As the 67-year-old, who continues to enjoy great success on the PGA TOUR Champions - winning a record 47 titles on the 50-and-over circuit - says goodbye, we recall the World Golf Hall of Famer's Masters memories.

1985

Bernhard Langer-1344732 (2)

Langer was only the second European winner of the Masters after Severiano Ballesteros

By the time Langer made his third Masters appearance in 1985, three years on from becoming Germany's first participant on his debut, he had already won 11 titles on the DP World Tour.

Twice a runner-up at The Open Championship by then too, he had yet to challenge for a major honour stateside however.

But that all changed when, dressed in red, he won the Masters by finishing two strokes ahead of Ballesteros, Raymond Floyd and Curtis Strange.

After rounds of 72 and 74 over the opening two days, the then 27-year-old trailed halfway leader Craig Stadler by six shots.

Yet, at the conclusion of the third round, Langer had reduced the deficit to two with the first of back-to-back 68s over the weekend.

Heading into the back nine in the final round, he trailed Strange by four shots after the American made four front-nine birdies.

But as Strange made bogeys after finding the water on both the par five 13th and 15th, Langer produced near flawless golf with four birdies in a six-hole stretch from the 12th through to the 17th to climb to the summit of the leaderboard.

Bernhard Langer-1344732 (3)

Langer is presented with the Green Jacket by Ben Crenshaw in 1985

While he finished with a bogey, Strange was unable to find a birdie to force a play-off as a closing bogey saw him drop into a tie for second.

A week later, Langer won his second consecutive title on American soil in the Heritage Classic at Hilton Head Island.

1993

In the years that followed on from Langer's maiden Major win, he recorded top tens in 1987, 1988 and 1990.

Bernhard Langer-1344732 (1)

One shot adrift at the midway stage of the tournament, he seized control with a third-round 69 - equaling the best round of the day - to open up a four-shot lead but at one point early on his back nine his advantage had been whittled down to just one by Dan Forsman.

However, after the American found the water twice at the par three 12th on his way to a quadruple bogey, Langer made an eagle at the par five 13th - helped by what he has since described as one of his career-best shots - as he pulled clear of final-round playing partner Chip Beck.

“[Beck] was I think two shots behind when we played 13,” Langer later said.

“He hit a phenomenal four wood in there to about 20 feet left of the flag, and I had a three iron from a side-hill lie over Rae’s Creek, and I hit one of the best shots I ever hit in my life and hit it inside of Chip Beck’s ball.

"I could read his line, because he was putting down the same line, and he missed, and I made it.

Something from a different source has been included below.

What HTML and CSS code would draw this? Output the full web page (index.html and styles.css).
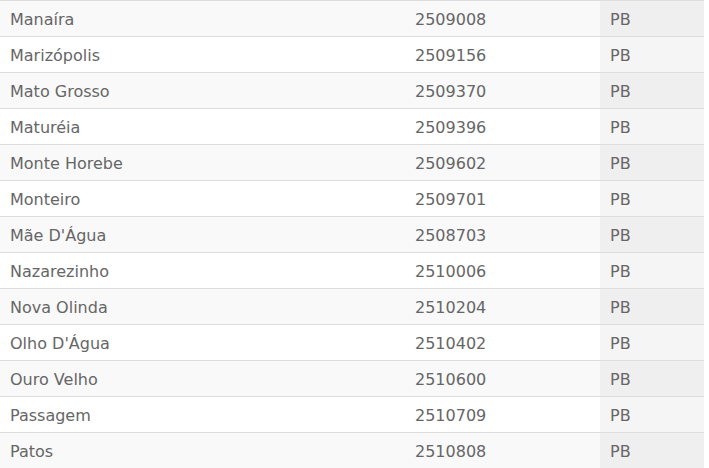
FILE: index.html
```html
<!DOCTYPE html>
<html lang="pt-BR">
<head>
<meta charset="utf-8">
<link rel="stylesheet" href="styles.css">
</head>
<body>
<table class="cities">
  <colgroup>
    <col class="c-name">
    <col class="c-code">
    <col class="c-uf">
  </colgroup>
  <tbody>
    <tr><td>Manaíra</td><td>2509008</td><td class="uf">PB</td></tr>
    <tr><td>Marizópolis</td><td>2509156</td><td class="uf">PB</td></tr>
    <tr><td>Mato Grosso</td><td>2509370</td><td class="uf">PB</td></tr>
    <tr><td>Maturéia</td><td>2509396</td><td class="uf">PB</td></tr>
    <tr><td>Monte Horebe</td><td>2509602</td><td class="uf">PB</td></tr>
    <tr><td>Monteiro</td><td>2509701</td><td class="uf">PB</td></tr>
    <tr><td>Mãe D'Água</td><td>2508703</td><td class="uf">PB</td></tr>
    <tr><td>Nazarezinho</td><td>2510006</td><td class="uf">PB</td></tr>
    <tr><td>Nova Olinda</td><td>2510204</td><td class="uf">PB</td></tr>
    <tr><td>Olho D'Água</td><td>2510402</td><td class="uf">PB</td></tr>
    <tr><td>Ouro Velho</td><td>2510600</td><td class="uf">PB</td></tr>
    <tr><td>Passagem</td><td>2510709</td><td class="uf">PB</td></tr>
    <tr><td>Patos</td><td>2510808</td><td class="uf">PB</td></tr>
  </tbody>
</table>
</body>
</html>
```

FILE: styles.css
```css
html, body {
  margin: 0;
  padding: 0;
  background: #ffffff;
}

.cities {
  width: 704px;
  border-collapse: collapse;
  table-layout: fixed;
  font-family: "DejaVu Sans", Verdana, sans-serif;
  font-size: 16px;
  color: #666666;
}

.c-name { width: 405px; }
.c-code { width: 195px; }
.c-uf { width: 104px; }

.cities td {
  height: 33px;
  padding: 2px 10px 0;
  border-top: 1px solid #dddddd;
  vertical-align: middle;
  white-space: nowrap;
}

.cities tr:nth-child(odd) td {
  background: #f9f9f9;
}

.cities td.uf {
  background: #f5f5f5;
}

.cities tr:nth-child(odd) td.uf {
  background: #efefef;
}
```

So I made eagle to increase my lead, when it looked like he may have a chance to decrease the lead.

“That’s what happens when you hit great shots and make good putts.”

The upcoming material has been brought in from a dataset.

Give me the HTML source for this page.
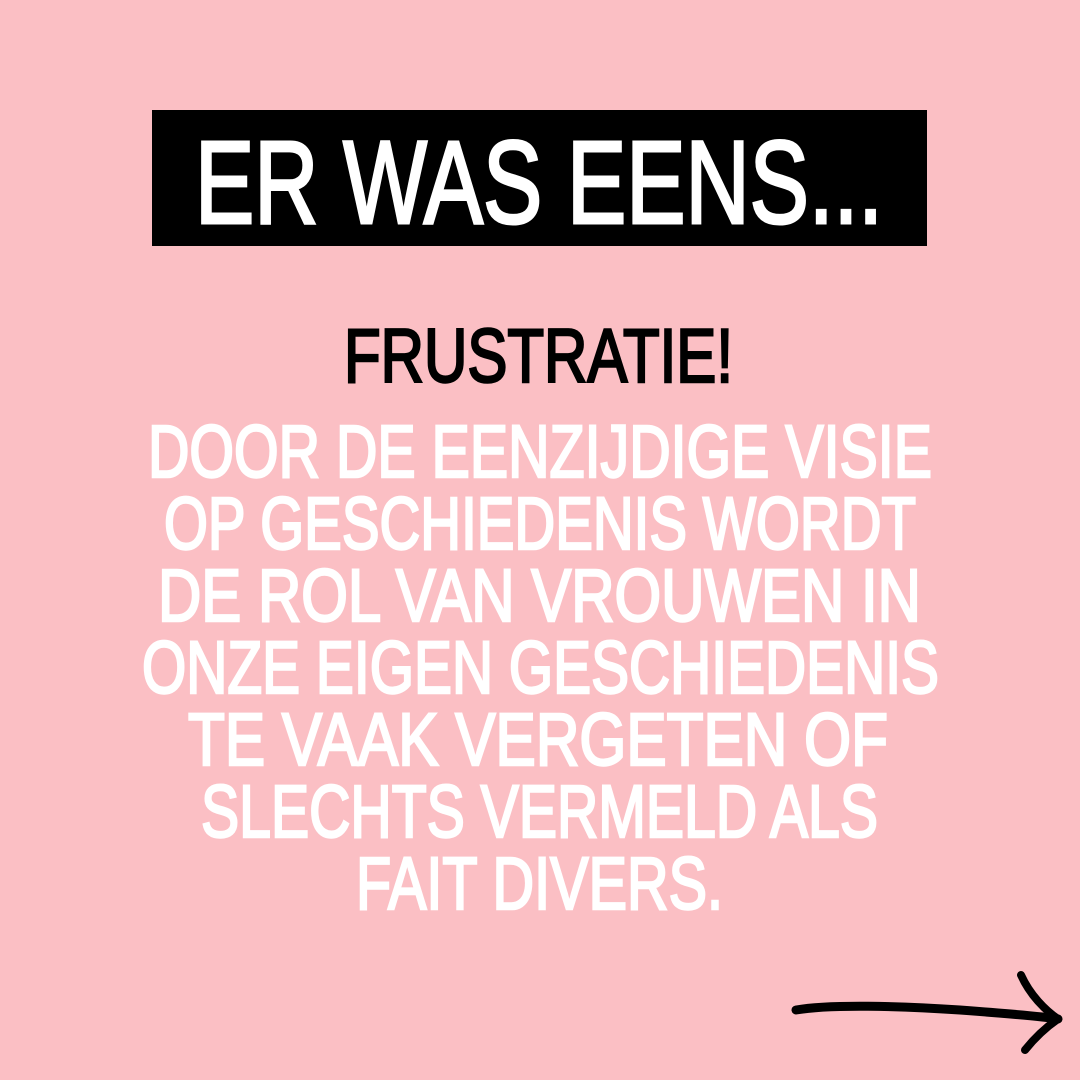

His second Green Jacket came during a spell when European golfers won six of the seven Masters editions from 1988 to 1994.

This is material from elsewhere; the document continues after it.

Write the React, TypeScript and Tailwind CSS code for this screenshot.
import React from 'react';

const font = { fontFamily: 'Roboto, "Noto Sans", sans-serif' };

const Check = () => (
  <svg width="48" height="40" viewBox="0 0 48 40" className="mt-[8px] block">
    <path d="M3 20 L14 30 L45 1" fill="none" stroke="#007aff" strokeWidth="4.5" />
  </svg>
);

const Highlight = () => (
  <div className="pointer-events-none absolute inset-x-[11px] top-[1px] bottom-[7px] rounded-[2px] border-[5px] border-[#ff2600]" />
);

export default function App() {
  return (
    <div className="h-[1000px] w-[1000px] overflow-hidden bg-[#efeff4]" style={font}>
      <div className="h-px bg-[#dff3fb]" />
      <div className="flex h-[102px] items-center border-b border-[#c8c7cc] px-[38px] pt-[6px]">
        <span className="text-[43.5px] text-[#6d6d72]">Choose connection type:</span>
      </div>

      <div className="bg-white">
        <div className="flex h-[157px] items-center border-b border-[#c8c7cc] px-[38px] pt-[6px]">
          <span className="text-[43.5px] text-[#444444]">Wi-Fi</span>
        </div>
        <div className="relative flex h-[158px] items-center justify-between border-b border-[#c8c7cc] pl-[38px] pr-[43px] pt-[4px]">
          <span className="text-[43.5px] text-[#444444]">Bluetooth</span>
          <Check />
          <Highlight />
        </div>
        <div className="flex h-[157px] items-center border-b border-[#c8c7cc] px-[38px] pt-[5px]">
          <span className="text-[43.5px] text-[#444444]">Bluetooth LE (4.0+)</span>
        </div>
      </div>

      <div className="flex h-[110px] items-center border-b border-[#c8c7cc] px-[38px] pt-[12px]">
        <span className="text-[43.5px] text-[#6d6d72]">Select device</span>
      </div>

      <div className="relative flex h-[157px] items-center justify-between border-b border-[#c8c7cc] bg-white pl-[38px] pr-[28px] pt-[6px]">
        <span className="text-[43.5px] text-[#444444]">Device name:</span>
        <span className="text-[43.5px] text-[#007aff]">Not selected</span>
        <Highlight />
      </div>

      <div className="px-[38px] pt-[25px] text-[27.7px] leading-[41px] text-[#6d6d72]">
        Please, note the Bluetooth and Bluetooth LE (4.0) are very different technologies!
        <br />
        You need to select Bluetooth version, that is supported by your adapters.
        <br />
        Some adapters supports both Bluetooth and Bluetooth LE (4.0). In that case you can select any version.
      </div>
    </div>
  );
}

Making Masters history at 63

Langer has long since said his love of the Augusta National course was almost immediate from the first time he stepped foot onto the property.

Langer

His sense of comfort despite the undulating terrain is something that helped him make the cut for 19 straight years from 1984 to 2002.

At 56, he finished in the top ten at the Masters for the first time in a decade in 2014, ending in a tie for eighth.

Six years later, Langer was being lauded again as he became the oldest player ever at 63 to make the cut at the tournament, replacing Tommy Aaron. This record has since been overcome by Fred Couples in 2023.

“It's not easy to do it,” Langer said of the then record.

“There have been so many great players here before me, from Jack Nicklaus to Gary Player to all the greats that have competed here, and to be the oldest to make the cut, it's certainly an achievement.

“Hopefully I get to play a few more years and enjoy this place.”

While he is yet to add another Masters cut to his name, he will hope the Augusta National setting can bring out the best in him one more time.